Il nodo però restano gli efuels. Il via libera ai combustibili sintetici, infatti, permetterebbe di salvare parte dell’industria automobilistica che ruota intorno ai combustibili fossili: gli efuels potrebbero adattarsi ai motori a combustione interna attualmente in commercio e garantire al settore una sopravvivenza post 2035. Il principale detrattore a Bruxelles dei combustibili sintetici è il vicepresidente Franz Timmermans – "non dovremmo usarli per il trasporto su strada in alcun modo o forma" ha dichiarato poche settimane fa nel presentare la misura dopo l’ok del Parlamento europeo – che è attestato su posizioni molto vicine alle istanze dei principali gruppi ambientalisti europei. Un’analoga posizione è, infatti, stata espressa anche dalla ong Transport & Environment che da tempo sostiene l’inefficienza della soluzione presentata dagli efuels.

Dalla Germania nel fine settimana sono arrivati messaggi di distensione tra Berlino e la Commissione che sembra disposta ad allentare la presa sul regolamento. Ursula von der Leyen dopo aver incontrato il cancelliere tedesco Olaf Scholz ha parlato di “dialogo costruttivo”, aggiungendo che c’è “pieno sostegno all'apertura tecnologica” a condizione – ha precisato – che sia “in linea con il nostro obiettivo sul cambiamento climatico”. Scholz ha parlato di “problema risolvibile” e si è detto “molto ottimista”. La Germania ha giustificato la sua frenata con la necessità di avere garanzie sulla clausola di revisione del regolamento per il 2026 – quella in base alla quale si potrebbero rivalutare le richieste di riduzione delle emissioni per i costruttori in base al monitoraggio e alle valutazioni della Commissione sull’evoluzione nei prossimi anni di consumi ed emissioni – che in base al regolamento attuale non è vincolante.

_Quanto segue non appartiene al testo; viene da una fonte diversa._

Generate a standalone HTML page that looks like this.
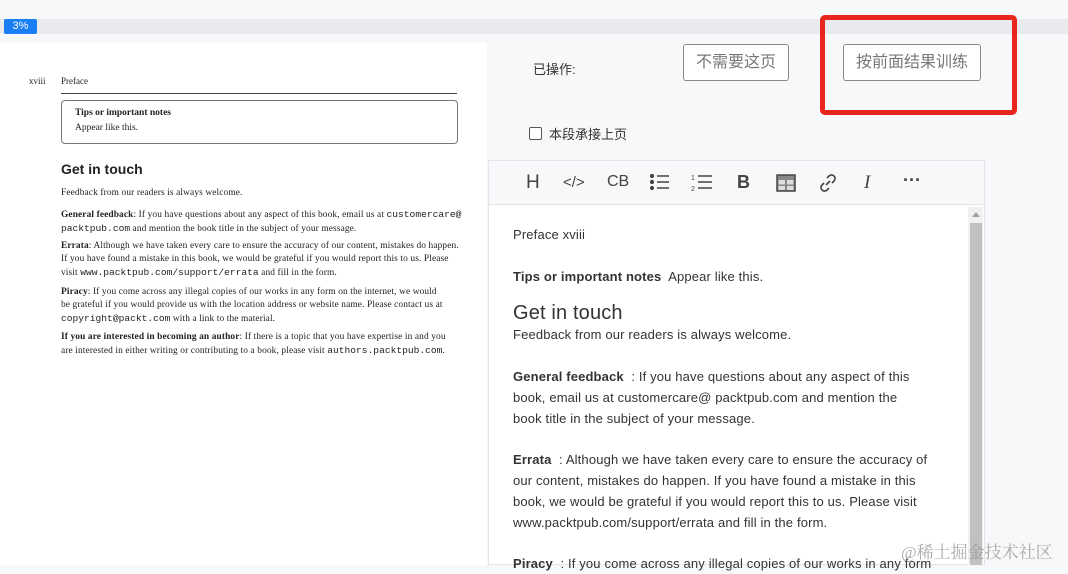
<!DOCTYPE html>
<html><head><meta charset="utf-8"><style>
*{margin:0;padding:0;box-sizing:border-box}
body{width:1068px;height:565px;overflow:hidden;background:#f7f8fa;font-family:"Liberation Sans","Noto Sans CJK SC",sans-serif;position:relative}
.abs{position:absolute}
.bar{left:0;top:19px;width:1068px;height:15px;background:#e8eaed}
.pct{left:4px;top:19px;width:33px;height:15px;background:#1a7ef5;color:#fff;font-size:11px;line-height:15px;text-align:center;border-radius:2px}
.page{left:0;top:43px;width:487px;height:522px;background:#fff}
.serif{font-family:"Liberation Serif",serif;color:#222}
.p{position:absolute;left:61px;width:420px;font-size:9.4px;line-height:13px;font-family:"Liberation Serif",serif;color:#222;white-space:nowrap;letter-spacing:0.12px}
.mono{font-family:"Liberation Mono",monospace;font-size:9.6px;letter-spacing:0}
.btn{border:1px solid #888;border-radius:3px;color:#777;font-size:16px;text-align:center;background:#fff}
.ed{left:488px;top:160px;width:497px;height:405px;border:1px solid #e2e4e8;background:#fff}
.tb{left:489px;top:161px;width:495px;height:44px;background:#f7f8fa;border-bottom:1px solid #e2e4e8}
.ic{position:absolute;top:172px;font-size:18px;color:#444}
.et{position:absolute;left:513px;width:450px;font-size:13px;line-height:21px;color:#333;white-space:nowrap;letter-spacing:0.15px}
</style></head><body>
<div class="abs bar"></div>
<div class="abs pct">3%</div>
<div class="abs page"></div>
<div class="abs serif" style="left:29px;top:76px;font-size:9px">xviii</div>
<div class="abs serif" style="left:61px;top:76px;font-size:9px">Preface</div>
<div class="abs" style="left:61px;top:93px;width:396px;height:1px;background:#444"></div>
<div class="abs" style="left:61px;top:100px;width:397px;height:44px;border:1px solid #777;border-radius:4px"></div>
<div class="abs serif" style="left:75px;top:108px;font-size:9.5px;font-weight:bold">Tips or important notes</div>
<div class="abs serif" style="left:75px;top:123px;font-size:9.5px">Appear like this.</div>
<div class="abs" style="left:61px;top:161px;font-size:14px;font-weight:bold;color:#222">Get in touch</div>
<div class="p" style="top:187px">Feedback from our readers is always welcome.</div>
<div class="p" style="top:208px"><b>General feedback</b>: If you have questions about any aspect of this book, email us at <span class="mono">customercare@</span><br><span class="mono">packtpub.com</span> and mention the book title in the subject of your message.</div>
<div class="p" style="top:240px"><b>Errata</b>: Although we have taken every care to ensure the accuracy of our content, mistakes do happen.<br>If you have found a mistake in this book, we would be grateful if you would report this to us. Please<br>visit <span class="mono">www.packtpub.com/support/errata</span> and fill in the form.</div>
<div class="p" style="top:286px"><b>Piracy</b>: If you come across any illegal copies of our works in any form on the internet, we would<br>be grateful if you would provide us with the location address or website name. Please contact us at<br><span class="mono">copyright@packt.com</span> with a link to the material.</div>
<div class="p" style="top:331px"><b>If you are interested in becoming an author</b>: If there is a topic that you have expertise in and you<br>are interested in either writing or contributing to a book, please visit <span class="mono">authors.packtpub.com</span>.</div>

<div class="abs" style="left:533px;top:59px;font-size:13px;color:#333">已操作:</div>
<div class="abs btn" style="left:683px;top:44px;width:106px;height:37px;line-height:35px">不需要这页</div>
<div class="abs btn" style="left:843px;top:44px;width:138px;height:37px;line-height:35px">按前面结果训练</div>
<div class="abs" style="left:820px;top:15px;width:197px;height:100px;border:5px solid #e8261e;border-radius:5px"></div>
<div class="abs" style="left:529px;top:127px;width:13px;height:13px;border:1px solid #555;border-radius:2px;background:#fff"></div>
<div class="abs" style="left:549px;top:124px;font-size:13px;color:#333">本段承接上页</div>

<div class="abs ed"></div>
<div class="abs tb"></div>
<div class="ic" style="left:526px;font-size:19px">H</div>
<div class="ic" style="left:563px;font-size:15px;top:174px">&lt;/&gt;</div>
<div class="ic" style="left:607px;font-size:16px;top:173px">CB</div>
<svg class="abs" style="left:650px;top:172px" width="70" height="22" viewBox="0 0 70 22" fill="none" stroke="#444" stroke-width="1.6">
<circle cx="2" cy="4" r="1.3" fill="#444"/><circle cx="2" cy="10" r="1.3" fill="#444"/><circle cx="2" cy="16" r="1.3" fill="#444"/>
<path d="M7 4h12M7 10h12M7 16h12"/>
<text x="41" y="8" font-size="7" fill="#444" stroke="none" font-family="Liberation Sans">1</text>
<text x="41" y="19" font-size="7" fill="#444" stroke="none" font-family="Liberation Sans">2</text>
<path d="M48 4h14M48 10h14M48 16h14"/>
</svg>
<div class="ic" style="left:737px;font-weight:bold;font-size:18px">B</div>
<svg class="abs" style="left:776px;top:174px" width="20" height="18" viewBox="0 0 20 18"><rect x="1" y="1" width="18" height="16" fill="#888" stroke="#444" stroke-width="1.5"/><rect x="2.5" y="6" width="6.5" height="4.5" fill="#ddd"/><rect x="11" y="6" width="6.5" height="4.5" fill="#ddd"/><rect x="2.5" y="12" width="6.5" height="4" fill="#ddd"/><rect x="11" y="12" width="6.5" height="4" fill="#ddd"/></svg>
<svg class="abs" style="left:818px;top:173px" width="20" height="20" viewBox="0 0 20 20" fill="none" stroke="#444" stroke-width="1.6"><path d="M8 12l4-4M9 5l2-2a3.5 3.5 0 015 5l-2 2M11 15l-2 2a3.5 3.5 0 01-5-5l2-2"/></svg>
<div class="ic" style="left:864px;font-family:'Liberation Serif',serif;font-style:italic;font-size:19px">I</div>
<div class="ic" style="left:903px;font-weight:bold;top:170px">···</div>

<div class="abs" style="left:968px;top:207px;width:15px;height:358px;background:#f1f1f1"></div>
<div class="abs" style="left:970px;top:223px;width:12px;height:342px;background:#c1c1c1"></div>
<div class="abs" style="left:972px;top:212px;width:0;height:0;border-left:4px solid transparent;border-right:4px solid transparent;border-bottom:5px solid #a0a0a0"></div>

<div class="et" style="top:224px">Preface xviii</div>
<div class="et" style="top:266px"><b style="font-weight:600">Tips or important notes</b>&nbsp; Appear like this.</div>
<div class="et" style="top:301px;font-size:20px;line-height:24px">Get in touch</div>
<div class="et" style="top:324px">Feedback from our readers is always welcome.</div>
<div class="et" style="top:366px"><b style="font-weight:600">General feedback</b> &nbsp;: If you have questions about any aspect of this<br>book, email us at customercare@ packtpub.com and mention the<br>book title in the subject of your message.</div>
<div class="et" style="top:449px"><b style="font-weight:600">Errata</b> &nbsp;: Although we have taken every care to ensure the accuracy of<br>our content, mistakes do happen. If you have found a mistake in this<br>book, we would be grateful if you would report this to us. Please visit<br>www.packtpub.com/support/errata and fill in the form.</div>
<div class="et" style="top:553px;overflow:hidden;width:453px"><b style="font-weight:600">Piracy</b> &nbsp;: If you come across any illegal copies of our works in any form</div>
<div class="abs" style="left:901px;top:538px;font-size:17px;color:rgba(150,150,150,.8);font-family:'Liberation Serif','Noto Serif CJK SC',serif">@稀土掘金技术社区</div>
</body></html>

Da come si risolverà la questione del nuovo regolamento europeo dipenderanno infine altri due dossier, tutt’altro che secondari, su cui l’Unione europea e il settore automotive nei prossimi mesi saranno chiamati a discutere: quello sui nuovi standard Euro 7 e quello della riduzione delle emissioni nel settore del trasporto pesante.